Here's the problem at hand:
Let $(X,\mu)$ be a measure space, let $f_{n} \in L^{p}(X)$ for each $n$ and some $p>1$, such that $\lVert f_{n}-f_{n+1}\rVert_{p} \leq \frac{1}{n^2}$. If $A_{n} = \left\lbrace x \in X : \lvert f_{n}(x)-f_{n+1}(x)\rvert \geq \frac{1}{n} \right\rbrace$, prove that:
- $\mu(A_{n}) \leq \frac{1}{n^p};$
- $\mu\mathopen{}\left(\overline{\lim}A_{n}\right)\mathclose{}=0;$
- $f_{n}$ converges a.e.
I've done 1. and 2, but I can't finish 3. Here's the proof of 1. and 2:
- follows from $\frac{1}{n^p} \mu(A_{n}) = \int_{A_{n}}\lvert f_{n}-f_{n+1}\rvert^p d\mu \leq \int_{X} \left\lvert f_{n}-f_{n+1}\right\rvert^p d\mu \leq \frac{1}{n^{2p}}$.
For 2, note that $\overline{\lim}A_{n} = \bigcap_{n=1}^{\infty} \bigcup_{k=n}^{\infty} A_{k} =: \bigcap_{n=1}^{\infty} B_{n}$. $B_{n}$ is a decreasing sequence, and $\mu(B_{1}) \leq \sum_{n=1}^{\infty} \frac{1}{n^p} < +\infty$, so by continuity from above, we get $ 0 \leq \mu\mathopen{}\left(\overline{\lim}A_{n}\right)\mathclose{} = \lim_{n\to \infty} \mu(B_{n}) \leq \lim_{n\to \infty} \sum_{k=n}^{\infty} \frac{1}{n^p} = 0$.
Now, I also note that $\lVert f_{m} - f_{n}\rVert_{p} \leq \sum_{k=n+1}^{m} \frac{1}{k^2} < \varepsilon$, for sufficiently large $m, n$, and arbitrary $\varepsilon$, so $f_{n}$ is Cauchy in $L^p$ so it's convergent in $L^p$; so now, as a corollary, there exists an $f$ such that $f_{n} \xrightarrow{\mu} f$, and so we have a subsequence $f_{n_{k}}$ which converges to $f$ a.e.
How do I prove that the whole sequence has to converge to $f$ a.e?
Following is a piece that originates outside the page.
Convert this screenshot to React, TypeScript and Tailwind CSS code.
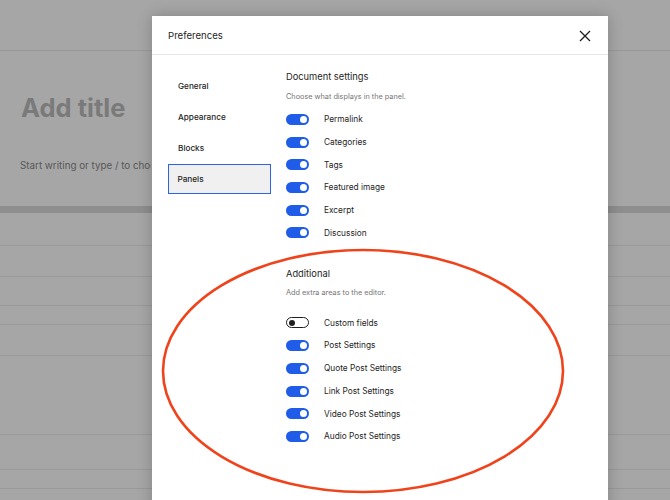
const documentPanels = ['Permalink', 'Categories', 'Tags', 'Featured image', 'Excerpt', 'Discussion']

const additionalPanels = [
  { label: 'Custom fields', on: false },
  { label: 'Post Settings', on: true },
  { label: 'Quote Post Settings', on: true },
  { label: 'Link Post Settings', on: true },
  { label: 'Video Post Settings', on: true },
  { label: 'Audio Post Settings', on: true },
]

const navItems = ['General', 'Appearance', 'Blocks', 'Panels']

// heights of the editor rows behind the dialog (each ends in a 1px line)
const bgRows = [33, 31, 29, 19, 31, 79, 35, 19, 40]

function Toggle({ on }: { on: boolean }) {
  if (on) {
    return (
      <span className="flex h-[11px] w-[23px] shrink-0 items-center justify-end rounded-full bg-[#1f5ce8] pr-[2px]">
        <span className="h-[7px] w-[7px] rounded-full bg-white" />
      </span>
    )
  }
  return (
    <span className="flex h-[11px] w-[23px] shrink-0 items-center rounded-full border border-[#1e1e1e] bg-white pl-[2px]">
      <span className="h-[6px] w-[6px] rounded-full bg-[#1e1e1e]" />
    </span>
  )
}

function ToggleRow({ label, on }: { label: string; on: boolean }) {
  return (
    <div className="flex h-[22.7px] items-center gap-[15px]">
      <Toggle on={on} />
      <span className="text-[8.3px] text-[#1e1e1e]">{label}</span>
    </div>
  )
}

export default function App() {
  return (
    <div className="relative h-[500px] w-[670px] overflow-hidden bg-[#a6a6a6] font-['Inter',_sans-serif]">
      {/* dimmed editor behind the dialog */}
      <div className="h-[51px] border-b border-[#989898]" />
      <div className="h-[155px] pl-[20px]">
        <div className="pl-[1px] pt-[42px] text-[25.5px] font-bold leading-[30px] text-[#7a7a7a]">Add title</div>
        <div className="w-[131px] overflow-hidden whitespace-nowrap pt-[36px] text-[9.8px] leading-[14px] text-[#575757]">
          Start writing or type / to choo
        </div>
      </div>
      <div className="h-[7px] bg-[#8e8e8e]" />
      {bgRows.map((h, i) => (
        <div key={i} className="border-b border-[#999999]" style={{ height: h }} />
      ))}

      {/* Preferences dialog */}
      <div className="absolute left-[152px] top-[16px] h-[500px] w-[456px] bg-white shadow-[0_0_14px_rgba(0,0,0,0.22)]">
        <div className="flex h-[39px] items-center justify-between border-b border-[#e4e4e4] pl-[16px] pr-[17px] pt-[2px]">
          <span className="text-[9.6px] text-[#1e1e1e]">Preferences</span>
          <svg width="12" height="12" viewBox="0 0 12 12" className="text-[#1e1e1e]">
            <path d="M1 1L11 11M11 1L1 11" stroke="currentColor" strokeWidth="1.3" />
          </svg>
        </div>

        <div className="flex">
          <div className="flex w-[134px] flex-col gap-[1px] pl-[16px] pr-[15px] pt-[16px]">
            {navItems.map((item) =>
              item === 'Panels' ? (
                <div
                  key={item}
                  className="flex h-[30px] items-center border-[1.5px] border-[#2d63e8] bg-[#f0f0f0] pl-[8.5px] text-[8.2px] font-medium text-[#1e1e1e]"
                >
                  {item}
                </div>
              ) : (
                <div key={item} className="flex h-[30px] items-center pl-[10px] text-[8.2px] font-medium text-[#1e1e1e]">
                  {item}
                </div>
              )
            )}
          </div>

          <div className="flex flex-col pt-[16px]">
            <div className="text-[9.3px] leading-[12px] text-[#1e1e1e]">Document settings</div>
            <div className="mt-[9px] text-[7.3px] leading-[10px] text-[#757575]">Choose what displays in the panel.</div>
            <div className="mt-[6px] flex flex-col">
              {documentPanels.map((p) => (
                <ToggleRow key={p} label={p} on />
              ))}
            </div>

            <div className="mt-[24px] text-[9.3px] leading-[12px] text-[#1e1e1e]">Additional</div>
            <div className="mt-[8px] text-[7.3px] leading-[10px] text-[#757575]">Add extra areas to the editor.</div>
            <div className="mt-[13.5px] flex flex-col">
              {additionalPanels.map((p) => (
                <ToggleRow key={p.label} label={p.label} on={p.on} />
              ))}
            </div>
          </div>
        </div>
      </div>

      {/* hand-drawn annotation */}
      <svg className="pointer-events-none absolute left-0 top-0" width="670" height="500">
        <ellipse cx="363" cy="371" rx="200" ry="121" fill="none" stroke="#f0431c" strokeWidth="2.6" />
      </svg>
    </div>
  )
}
Alright, here's how I just figured it out (although I didn't use parts a) and b); I guess they were there to fool the problem-solver):
Define $\alpha = \frac{1-\frac{1}{p}}{2}$. Define $C_{n} = \lbrace x \in X : |f_{n}(x) - f_{n+1}(x)| \geq \frac{1}{n^{1+\alpha}}\rbrace$. Then, just as in 1, $\frac{1}{n^{2p}} \geq \mu(A_{n})\frac{1}{n^{p(1+\alpha)}}$; $2p-p-p\alpha = p-\frac{p-1}{2} = \frac{1+p}{2} > 1$, so we're good; $\mu(A_{n}) \leq \frac{1}{n^{\frac{1+p}{2}}}$.
For 2, proceed the same, and use that $\sum_{n=1}^{\infty} \frac{1}{n^{\frac{1+p}{2}}}$ converges, taking the limit of $\mu(D_{n})$, $D_{n} = \bigcup_{k=n}^{\infty}C_{k}$. So $\mu(\overline{\lim}C_{n})=0$.
Now, for 3, if $x \notin \overline{\lim}B_{n}$, after some $N$, we have $\forall n \geq N$ $|f_{n}(x) - f_{n+1}(x)| < \frac{1}{n^{1+\alpha}}$. Now, if $m>n$, and $\varepsilon>0$ is arbitrary,
$$|f_{m}(x) - f_{n}(x)| \leq \sum_{k=n+1}^{m} |f_{k}(x)-f_{k-1}(x)| < \sum_{k=n+1}^{m} \frac{1}{n^{1+\alpha}} < \varepsilon,$$
where the last two inequalities hold for large enough $m, n$. So the sequence $\{f_{n}(x)\}_{n=1}^{\infty}$ is Cauchy in $\mathbb{C}$, so it's convergent. This holds for every $x \notin \overline{\lim}C_{n}$, so it holds everywhere except for a null set, so $\{f_{n}(x)\}$ converges a.e.